-- RECORDS FOR THIS TASK start --
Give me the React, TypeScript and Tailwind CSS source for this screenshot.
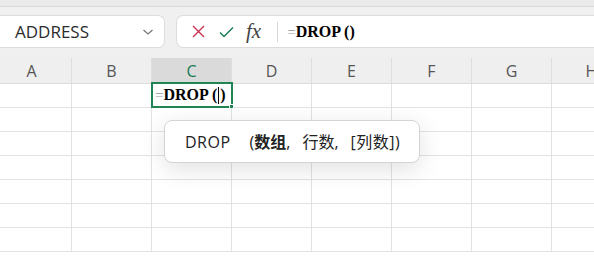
import React from 'react';

const COLS = ['A', 'B', 'C', 'D', 'E', 'F', 'G', 'H'];
const ROWS = [1, 2, 3, 4, 5, 6, 7];

const uiFont = { fontFamily: '"Open Sans", "Noto Sans", sans-serif' };
const serifFont = { fontFamily: '"Liberation Serif", serif' };
const cjkFont = { fontFamily: '"Open Sans", "Noto Sans CJK SC", sans-serif' };

const FormulaBar: React.FC = () => (
  <div className="h-[56px] bg-[#f0f0f0] flex flex-col">
    <div className="h-[7px] bg-[#eaeaea] border-b border-[#d8d8d8]" />
    <div className="flex gap-[11px] pt-[8px]">
      <div className="w-[165px] h-[33px] bg-white border border-l-0 border-[#dcdcdc] rounded-r-[7px] flex items-center justify-between pl-[15px] pr-[10px]">
        <span className="text-[17px] text-[#2b2b2b] pt-px" style={uiFont}>ADDRESS</span>
        <svg width="12" height="8" viewBox="0 0 12 8" fill="none" stroke="#777" strokeWidth="1.3">
          <path d="M1.5 2 L6 6 L10.5 2" />
        </svg>
      </div>
      <div className="flex-1 h-[33px] bg-white border border-r-0 border-[#dcdcdc] rounded-l-[7px] flex items-center">
        <div className="flex items-center gap-[14px] pl-[15px]">
          <svg width="13" height="13" viewBox="0 0 13 13" stroke="#c8324e" strokeWidth="1.4">
            <path d="M1 1 L12 12 M12 1 L1 12" />
          </svg>
          <svg width="15" height="12" viewBox="0 0 15 12" fill="none" stroke="#1b7d52" strokeWidth="1.5">
            <path d="M1 6.5 L5 10.5 L14 1.5" />
          </svg>
          <span className="text-[21px] italic text-[#444] leading-none -ml-[2px]" style={serifFont}>fx</span>
        </div>
        <div className="w-px h-[20px] bg-[#d6d6d6] ml-[16px]" />
        <div className="pl-[9px] flex items-baseline">
          <span className="text-[15px] text-[#999]" style={serifFont}>=</span>
          <span className="text-[16px] font-bold text-black" style={serifFont}>DROP ()</span>
        </div>
      </div>
    </div>
  </div>
);

const Header: React.FC = () => (
  <div className="flex h-[28px] -ml-[8px] bg-[#efefef] border-b border-[#dcdcdc]">
    {COLS.map((c) => (
      <div
        key={c}
        className={`w-[80px] shrink-0 flex items-center justify-center border-r border-[#dedede] mt-[2px] text-[16px] ${
          c === 'C' ? 'bg-[#dadada] text-[#187a55]' : 'text-[#555]'
        }`}
        style={uiFont}
      >
        {c}
      </div>
    ))}
  </div>
);

const Grid: React.FC = () => (
  <div className="-ml-[8px]">
    {ROWS.map((r) => (
      <div key={r} className="flex h-[24px] border-b border-[#e2e2e2]">
        {COLS.map((c) => (
          <div key={c} className="w-[80px] shrink-0 border-r border-[#e2e2e2] relative">
            {r === 1 && c === 'C' && (
              <div className="absolute -left-[1px] -top-[2px] w-[82px] h-[26px] border-2 border-[#1f8556] flex items-center pl-[2px]">
                <span className="text-[15px] text-[#999]" style={serifFont}>=</span>
                <span className="text-[16px] font-bold text-black" style={serifFont}>DROP (</span>
                <span className="w-px h-[17px] bg-black mx-px" />
                <span className="text-[16px] font-bold text-black" style={serifFont}>)</span>
                <span className="absolute -right-[3px] -bottom-[3px] w-[5px] h-[5px] bg-[#1f8556] border border-white" />
              </div>
            )}
          </div>
        ))}
      </div>
    ))}
  </div>
);

export default function App() {
  return (
    <div className="w-[594px] h-[260px] overflow-hidden bg-white relative">
      <FormulaBar />
      <Header />
      <Grid />
      <div
        className="absolute left-[164px] top-[120px] w-[256px] h-[43px] bg-white border border-[#d4d4d4] rounded-[8px] shadow-[0_6px_24px_rgba(0,0,0,0.12)] flex items-center pl-[20px] text-[16px] text-[#222]"
        style={cjkFont}
      >
        <span className="tracking-[0.5px]">DROP</span>
        <span className="ml-[19px]">(</span>
        <span className="font-bold">数组</span>
        <span>,</span>
        <span className="ml-[12px]">行数</span>
        <span>,</span>
        <span className="ml-[12px] tracking-[0.5px]">[列数])</span>
      </div>
    </div>
  );
}
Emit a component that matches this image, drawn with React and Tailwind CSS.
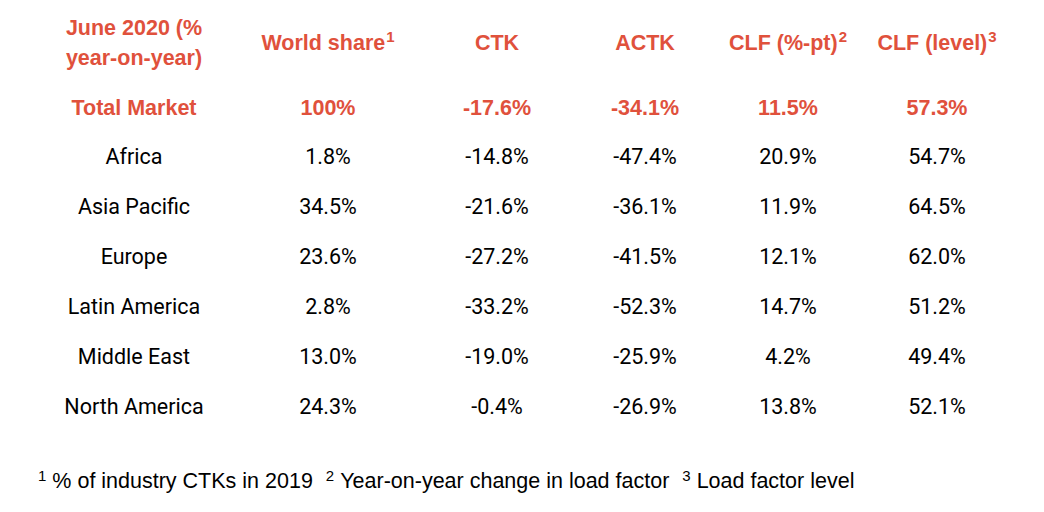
import React from "react";

const cols = ["w-[194px]", "w-[194px]", "w-[144px]", "w-[152px]", "w-[134px]", "w-[164px]"];

const rows = [
  ["Africa", "1.8%", "-14.8%", "-47.4%", "20.9%", "54.7%"],
  ["Asia Pacific", "34.5%", "-21.6%", "-36.1%", "11.9%", "64.5%"],
  ["Europe", "23.6%", "-27.2%", "-41.5%", "12.1%", "62.0%"],
  ["Latin America", "2.8%", "-33.2%", "-52.3%", "14.7%", "51.2%"],
  ["Middle East", "13.0%", "-19.0%", "-25.9%", "4.2%", "49.4%"],
  ["North America", "24.3%", "-0.4%", "-26.9%", "13.8%", "52.1%"],
];

const total = ["Total Market", "100%", "-17.6%", "-34.1%", "11.5%", "57.3%"];

function Sup({ children }) {
  return <sup className="text-[15px] font-bold ml-[1px]">{children}</sup>;
}

export default function App() {
  return (
    <div className="w-[1044px] h-[512px] bg-white overflow-hidden pl-[37px]">
      <div className="font-['Liberation_Sans',Arial,sans-serif] font-bold text-[#e0513c] text-[21.5px]">
        <div className="flex items-center h-[84px] pt-[2px]">
          <div className={`${cols[0]} text-center leading-[30px]`}>
            June 2020 (%<br />year-on-year)
          </div>
          <div className={`${cols[1]} text-center`}>World share<Sup>1</Sup></div>
          <div className={`${cols[2]} text-center`}>CTK</div>
          <div className={`${cols[3]} text-center`}>ACTK</div>
          <div className={`${cols[4]} text-center whitespace-nowrap`}>CLF (%-pt)<Sup>2</Sup></div>
          <div className={`${cols[5]} text-center whitespace-nowrap`}>CLF (level)<Sup>3</Sup></div>
        </div>
        <div className="flex items-center h-[48px]">
          {total.map((t, i) => (
            <div key={i} className={`${cols[i]} text-center`}>{t}</div>
          ))}
        </div>
      </div>
      <div className="font-['Roboto',sans-serif] text-[21.5px] text-black">
        {rows.map((r, ri) => (
          <div key={ri} className="flex items-center h-[50px]">
            {r.map((t, i) => (
              <div key={i} className={`${cols[i]} text-center`}>{t}</div>
            ))}
          </div>
        ))}
      </div>
      <div className="mt-[37px] pl-[1px] font-['Liberation_Sans',Arial,sans-serif] text-[21.5px] text-black whitespace-nowrap leading-[24px]">
        <sup className="text-[15px] mr-[6px]">1</sup>% of industry CTKs in 2019
        <sup className="text-[15px] ml-[13px] mr-[6px]">2</sup>Year-on-year change in load factor
        <sup className="text-[15px] ml-[13px] mr-[6px]">3</sup>Load factor level
      </div>
    </div>
  );
}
-- RECORDS FOR THIS TASK end --
Repeat word for word the lines above, from the first entry through the line containing "const ROWS = [1, 2, 3, 4, 5, 6, 7];", with both ends kept and the pictures dropped.

* SOLVED EXERCISE:
Give me the React, TypeScript and Tailwind CSS source for this screenshot.
import React from 'react';

const COLS = ['A', 'B', 'C', 'D', 'E', 'F', 'G', 'H'];
const ROWS = [1, 2, 3, 4, 5, 6, 7];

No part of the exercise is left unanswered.